- [Problem to solve]: Say how many lines in the data below contain the word "that", and give no other text.

Dataset rows
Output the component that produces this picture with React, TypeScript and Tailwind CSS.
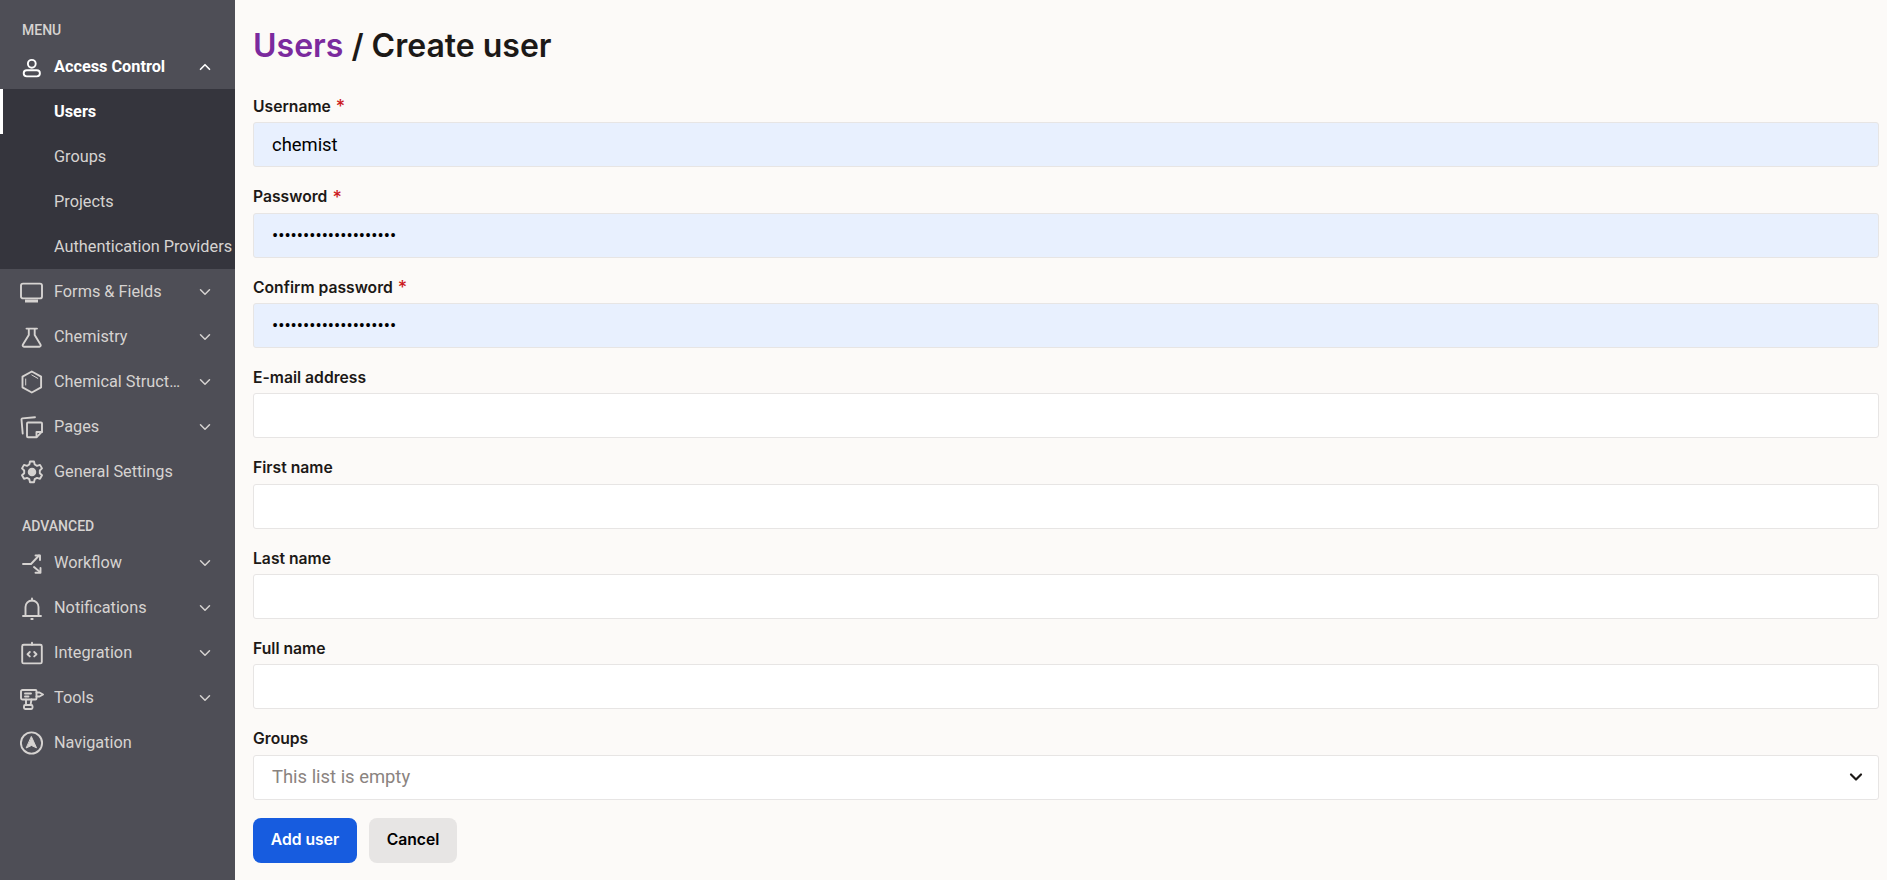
import React from 'react';
import { ChevronDown, ChevronUp } from 'lucide-react';

const Svg: React.FC<{ children: React.ReactNode }> = ({ children }) => (
  <svg
    viewBox="0 0 24 24"
    fill="none"
    stroke="currentColor"
    strokeWidth={1.9}
    strokeLinecap="round"
    strokeLinejoin="round"
    className="h-6 w-6 shrink-0"
  >
    {children}
  </svg>
);

const PersonIcon = () => (
  <Svg>
    <circle cx="11.800" cy="8.800" r="3.900" />
    <rect x="3.700" y="15.200" width="16.200" height="6.200" rx="3.100" />
  </Svg>
);
const MonitorIcon = () => (
  <Svg>
    <rect x="1" y="3.600" width="21" height="14.800" rx="2" />
    <path d="M5 21h13" strokeWidth={3} strokeLinecap="butt" />
  </Svg>
);
const FlaskIcon = () => (
  <Svg>
    <path d="M6.500 3.600h10.500M8.800 3.600v6.500L2.800 19.800a1.400 1.400 0 0 0 1.200 2h15.400a1.400 1.400 0 0 0 1.200-2L14.700 10.100V3.600" />
  </Svg>
);
const HexagonIcon = () => (
  <Svg>
    <path d="M11.800 1.500l9.300 5.200v10.600l-9.300 5.200-9.300-5.200V6.700z" />
    <path d="M11.800 5l6 3.400M5.700 9v6" strokeWidth={1} />
  </Svg>
);
const PagesIcon = () => (
  <Svg>
    <path d="M15 2.200 2.400 3.400a1 1 0 0 0-.9 1.100l1.200 14" />
    <path d="M8 7.500h13a1 1 0 0 1 1 1v8.200l-5.300 5.500H8a1 1 0 0 1-1-1V8.500a1 1 0 0 1 1-1z" />
    <path d="M22 17h-5.500v5" />
  </Svg>
);
const GearIcon = () => (
  <Svg>
    <path d="M10 1.500h4l.7 3 2.300 1.300 3-.9 2 3.500-2.200 2.100v2.700l2.200 2.100-2 3.500-3-.9-2.300 1.300-.7 3h-4l-.7-3L7 17.900l-3 .9-2-3.500 2.200-2.100v-2.700L2 8.400l2-3.500 3 .9 2.300-1.300z" />
    <circle cx="12" cy="12" r="3.300" fill="currentColor" />
  </Svg>
);
const WorkflowIcon = () => (
  <Svg>
    <path d="M3 13h8l8-8.500" />
    <path d="M15.500 4.500h4.500V9" />
    <path d="M14 16l6 5" />
    <path d="M20.500 17v4.800h-5" />
  </Svg>
);
const BellIcon = () => (
  <Svg>
    <path d="M5.500 19.500V11a6.500 6.500 0 0 1 13 0v8.500" />
    <path d="M3 20h18M12 2.500v2M11.300 23h1.400" />
  </Svg>
);
const IntegrationIcon = () => (
  <Svg>
    <rect x="2.200" y="3.800" width="19.600" height="18.600" rx="1.500" />
    <path d="M12 1.800v2M9.800 11l-2.300 2.200 2.300 2.200M14.200 11l2.300 2.200-2.300 2.200" />
  </Svg>
);
const DrillIcon = () => (
  <Svg>
    <path d="M2.500 4h13a1 1 0 0 1 1 1v7.500a1 1 0 0 1-1 1h-13A1.500 1.500 0 0 1 1 12V5.500A1.500 1.500 0 0 1 2.500 4z" />
    <path d="M16.500 6.500h3l3.500 2-3.500 2h-3" />
    <path d="M5 7.500h6M5 10.500h3.500" />
    <path d="M6 13.500V19M11.500 13.500 10.500 19" />
    <rect x="4" y="19" width="8.500" height="4" rx="1.200" />
  </Svg>
);
const NavigationIcon = () => (
  <Svg>
    <circle cx="11.500" cy="12" r="10.600" />
    <path d="M11.500 5.800l5 11-5-2.300-5 2.300z" fill="currentColor" strokeWidth={1} />
  </Svg>
);

const NavRow: React.FC<{ icon: React.ReactNode; label: string; chevron?: boolean }> = ({ icon, label, chevron = true }) => (
  <div className="flex h-[45px] items-center gap-[10px] pl-5 pr-[21px] text-[#d6d3d1]">
    {icon}
    <span className="min-w-0 flex-1 truncate pt-[2px] text-[16.300px]">{label}</span>
    {chevron && <ChevronDown className="h-[18px] w-[18px] shrink-0" strokeWidth={2} />}
  </div>
);

const SubItem: React.FC<{ label: string; active?: boolean }> = ({ label, active }) => (
  <div
    className={
      active
        ? 'flex h-[45px] items-center border-l-[3px] border-white pl-[51px] pt-[2px] text-[16.300px] font-bold text-white'
        : 'flex h-[45px] items-center whitespace-nowrap pl-[54px] pt-[2px] text-[16.300px] text-[#d6d3d1]'
    }
  >
    {label}
  </div>
);

const Sidebar = () => (
  <aside className="h-full w-[235px] shrink-0 overflow-hidden bg-[#4e4e56] font-['Roboto',sans-serif]">
    <div className="flex h-[44px] items-end pb-[4px] pl-[22px] text-[14px] font-medium uppercase leading-[20px] text-[#d6d3d1]">Menu</div>
    <div className="flex h-[45px] items-center gap-[10px] pl-5 pr-[21px] text-white">
      <PersonIcon />
      <span className="flex-1 pt-[2px] text-[16.300px] font-bold">Access Control</span>
      <ChevronUp className="h-[18px] w-[18px]" strokeWidth={2.200} />
    </div>
    <div className="bg-[#35353d]">
      <SubItem label="Users" active />
      <SubItem label="Groups" />
      <SubItem label="Projects" />
      <SubItem label="Authentication Providers" />
    </div>
    <NavRow icon={<MonitorIcon />} label="Forms & Fields" />
    <NavRow icon={<FlaskIcon />} label="Chemistry" />
    <NavRow icon={<HexagonIcon />} label="Chemical Structures" />
    <NavRow icon={<PagesIcon />} label="Pages" />
    <NavRow icon={<GearIcon />} label="General Settings" chevron={false} />
    <div className="flex h-[46px] items-end pb-[4px] pl-[22px] text-[14px] font-medium uppercase leading-[20px] text-[#d6d3d1]">Advanced</div>
    <NavRow icon={<WorkflowIcon />} label="Workflow" />
    <NavRow icon={<BellIcon />} label="Notifications" />
    <NavRow icon={<IntegrationIcon />} label="Integration" />
    <NavRow icon={<DrillIcon />} label="Tools" />
    <NavRow icon={<NavigationIcon />} label="Navigation" chevron={false} />
  </aside>
);

const inputBase =
  "block h-[45px] w-full rounded-[3px] border border-[#e7e5e4] px-[18px] font-['Roboto',sans-serif] text-[18.400px] text-black outline-none";

const Field: React.FC<{ label: string; required?: boolean; value?: string; type?: string; filled?: boolean }> = ({
  label,
  required,
  value = '',
  type = 'text',
  filled,
}) => (
  <div className="flex flex-col">
    <label className="flex h-[21px] items-center gap-[5px] pt-[2px] text-[15.700px] font-semibold text-[#1c1917]">
      {label}
      {required && <span className="text-[18px] font-medium text-[#cc1a1f]">*</span>}
    </label>
    <input
      readOnly
      type={type}
      value={value}
      className={`${inputBase} mt-[6px] ${filled ? 'bg-[#e8f0fe]' : 'bg-white'}`}
    />
  </div>
);

export default function App() {
  return (
    <div className="flex h-[880px] w-full overflow-hidden bg-[#fcfaf8] font-['Inter',sans-serif]">
      <Sidebar />
      <main className="min-w-0 flex-1 pl-[18px] pr-2">
        <h1 className="pt-[27px] text-[32px] font-semibold leading-[38px] text-[#1c1917]">
          <span className="text-[#7b2a9e]">Users</span> / Create user
        </h1>
        <form className="mt-[30.300px] flex flex-col gap-[18.350px]">
          <Field label="Username" required value="chemist" filled />
          <Field label="Password" required type="password" value="********************" filled />
          <Field label="Confirm password" required type="password" value="********************" filled />
          <Field label="E-mail address" />
          <Field label="First name" />
          <Field label="Last name" />
          <Field label="Full name" />
          <div className="flex flex-col">
            <label className="flex h-[21px] items-center pt-[2px] text-[15.700px] font-semibold text-[#1c1917]">Groups</label>
            <div className={`${inputBase} mt-[6px] flex items-center justify-between bg-white pr-[12px]`}>
              <span className="text-[#8a8380]">This list is empty</span>
              <ChevronDown className="h-5 w-5 text-[#1c1917]" strokeWidth={2.600} />
            </div>
          </div>
        </form>
        <div className="mt-[18px] flex gap-3">
          <button className="h-[45px] w-[104px] rounded-lg bg-[#175cdf] text-[15.700px] font-semibold text-white">Add user</button>
          <button className="h-[45px] w-[88px] rounded-lg bg-[#e7e5e4] text-[15.700px] font-semibold text-black">Cancel</button>
        </div>
      </main>
    </div>
  );
}
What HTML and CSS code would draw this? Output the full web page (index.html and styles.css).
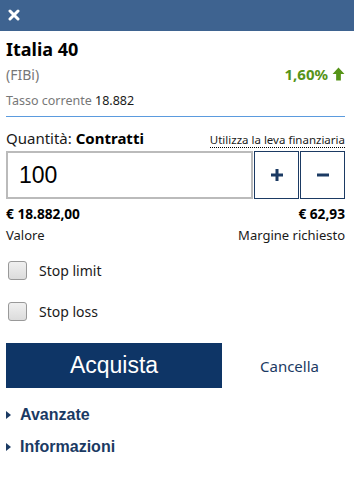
FILE: index.html
```html
<!DOCTYPE html>
<html>
<head>
<meta charset="utf-8">
<link rel="stylesheet" href="styles.css">
</head>
<body>
<div class="topbar">
  <svg class="close" width="12" height="12" viewBox="0 0 12 12"><path d="M2 2 L10 10 M10 2 L2 10" stroke="#fff" stroke-width="3" stroke-linecap="round"/></svg>
</div>
<div class="panel">
  <div class="title">Italia 40</div>
  <div class="row sub">
    <span class="code">(FIBi)</span>
    <span class="change">1,60% <svg width="13" height="14" viewBox="0 0 12 13"><path d="M6 0.5 L11.5 6.5 L8.2 6.5 L8.2 12.5 L3.8 12.5 L3.8 6.5 L0.5 6.5 Z" fill="#569418"/></svg></span>
  </div>
  <div class="rate"><span class="rate-label">Tasso corrente</span> <span class="rate-val">18.882</span></div>
  <div class="row qty-head">
    <span class="qty-label">Quantità: <b>Contratti</b></span>
    <span class="leva">Utilizza la leva finanziaria</span>
  </div>
  <div class="qty-row">
    <div class="qty-input">100</div>
    <button class="step"><svg width="14" height="14" viewBox="0 0 14 14"><path d="M7 1 V13 M1 7 H13" stroke="#1b3a63" stroke-width="3"/></svg></button>
    <button class="step"><svg width="14" height="14" viewBox="0 0 14 14"><path d="M1 7 H13" stroke="#1b3a63" stroke-width="3"/></svg></button>
  </div>
  <div class="row vals">
    <span class="val">€ 18.882,00</span>
    <span class="val">€ 62,93</span>
  </div>
  <div class="row labels">
    <span>Valore</span>
    <span>Margine richiesto</span>
  </div>
  <label class="check first"><span class="box"></span>Stop limit</label>
  <label class="check second"><span class="box"></span>Stop loss</label>
  <div class="actions">
    <button class="buy">Acquista</button>
    <span class="cancel">Cancella</span>
  </div>
  <div class="expander first-exp"><span class="tri"></span>Avanzate</div>
  <div class="expander second-exp"><span class="tri"></span>Informazioni</div>
</div>
</body>
</html>
```
FILE: styles.css
```css
html, body { margin: 0; padding: 0; background: #fff; }
body { font-family: "Noto Sans", "Open Sans", sans-serif; color: #1a1a1a; width: 354px; }
.topbar { height: 31px; background: #3e6390; display: flex; align-items: center; padding-left: 8px; }
.close { display: block; margin-top: -2px; }
.panel { padding: 0 9px 0 6px; }
.row { display: flex; justify-content: space-between; align-items: baseline; }
.title { font-size: 18px; font-weight: 700; color: #000; margin-top: 6px; line-height: 24px; }
.sub { margin-top: 3px; line-height: 20px; }
.code { font-size: 14px; color: #777; }
.change { font-size: 15px; font-weight: 700; color: #569418; display: flex; align-items: center; gap: 4px; }
.rate { margin-top: 8px; font-size: 12.5px; line-height: 16px; padding-bottom: 7px; border-bottom: 1px solid #5b9bde; }
.rate-label { color: #777; }
.rate-val { color: #1a1a1a; }
.qty-head { margin-top: 11px; line-height: 20px; }
.qty-label { font-size: 15px; color: #1a1a1a; }
.qty-label b { font-weight: 700; color: #000; }
.leva { font-size: 11.5px; color: #1a1a1a; border-bottom: 1px dotted #000; line-height: 14px; }
.qty-row { display: flex; gap: 1px; margin-top: 3px; height: 48px; }
.qty-input { flex: 1; border: 2px solid #bbb; font-family: "Liberation Sans", Arial, sans-serif; font-size: 23px; color: #000; display: flex; align-items: center; padding-left: 11px; box-sizing: border-box; }
.step { width: 45px; height: 48px; border: 1px solid #1b3a63; background: #fff; display: flex; align-items: center; justify-content: center; padding: 0; box-sizing: border-box; }
.vals { margin-top: 6px; font-size: 13.7px; font-weight: 700; color: #000; line-height: 18px; }
.labels { font-size: 13px; color: #1a1a1a; line-height: 18px; margin-top: 3px; }
.check { display: flex; align-items: center; font-size: 14px; color: #1a1a1a; height: 20px; }
.check.first { margin-top: 16px; }
.check.second { margin-top: 21px; }
.box { width: 19px; height: 19px; border: 1px solid #999; border-radius: 3px; background: linear-gradient(#f0f0f0, #dcdcdc); margin-left: 2px; margin-right: 12px; box-sizing: border-box; }
.actions { display: flex; align-items: center; margin-top: 22px; }
.buy { width: 216px; height: 45px; background: #0e3566; color: #fff; border: 0; font-family: "Liberation Sans", Arial, sans-serif; font-size: 23px; padding: 0; }
.cancel { font-size: 15px; color: #1b3a63; margin-left: 38px; }
.expander { display: flex; align-items: center; font-family: "Liberation Sans", Arial, sans-serif; font-weight: 700; font-size: 16px; color: #1b3a63; line-height: 20px; }
.first-exp { margin-top: 17px; }
.second-exp { margin-top: 12px; }
.tri { width: 0; height: 0; border-top: 4px solid transparent; border-bottom: 4px solid transparent; border-left: 5px solid #1b3a63; margin-right: 9px; }
```
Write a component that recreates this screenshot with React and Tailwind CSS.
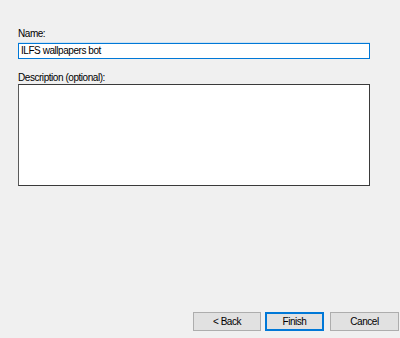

- [The answer]: 2